La fine pluie de la fin du mois d’octobre venant finir de me démoraliser tant les occasions de plonger ont été rares cet automne, je décide en ce mercredi 26 de me prendre un sandwich et de faire le coup de midi sur le lac du Salagou, du bord, histoire de prendre l’air et l’eau.
Je me dirige vers une grande crique peu profonde où l’accès se fait par un immense parking très boueux. Ma voiture doit passer en force dans 20 cm de gadoue tant les pluies ont été fortes et abondantes cet automne. Le niveau du lac est monté de plus de 2m, inondant ainsi des terres sèches depuis des mois.
Coupé net
Ma passion pour la pêche de surface date de mon enfance et c’est ainsi que naturellement je lance mon popper en travers de cette petite baie, un premier lancer sur la droite puis un autre devant moi.
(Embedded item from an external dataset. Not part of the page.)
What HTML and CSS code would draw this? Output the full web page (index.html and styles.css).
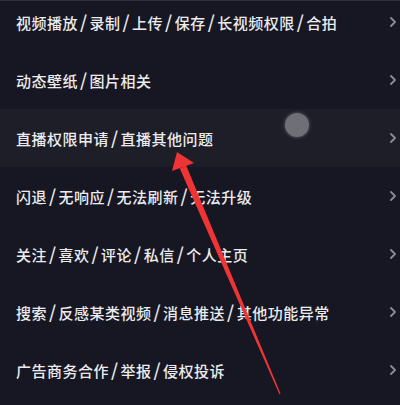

Le leurre évolue lentement, en zig-zag, tout en poppant légèrement. Soudain il se fait attaquer en biais par un gros brochet. Le fluoro 70 centièmes est coupé net sans qu’aucune tension ne vienne plier le carbone. Le leurre est là, devant moi à 20 mètres, flottant dans les vaguelettes s’élargissant en cercle.
Je laisse échapper un petit cri de rage. J’attache immédiatement un autre popper pour récupérer le malheureux leurre. Au bout de 3 lancers, je parviens à l’accrocher et au plus vite je refais un montage avec un câble.
Je teste ce nouveau montage, vite oublié car le poids du câble empêche le leurre de nager correctement. Je reviens donc au montage de base me disant que de toute façon il y a peu de chance pour que ce poisson remorde de la même manière s’il est toujours actif…
La peur de le perdre
Je sors ma caméra et la pose sur mon sac à dos « au cas où » ce gros poisson viendrait à remordre. Je lance à gauche et je commence à ramener lentement, petits coups de scions et gros doutes dans mon esprit.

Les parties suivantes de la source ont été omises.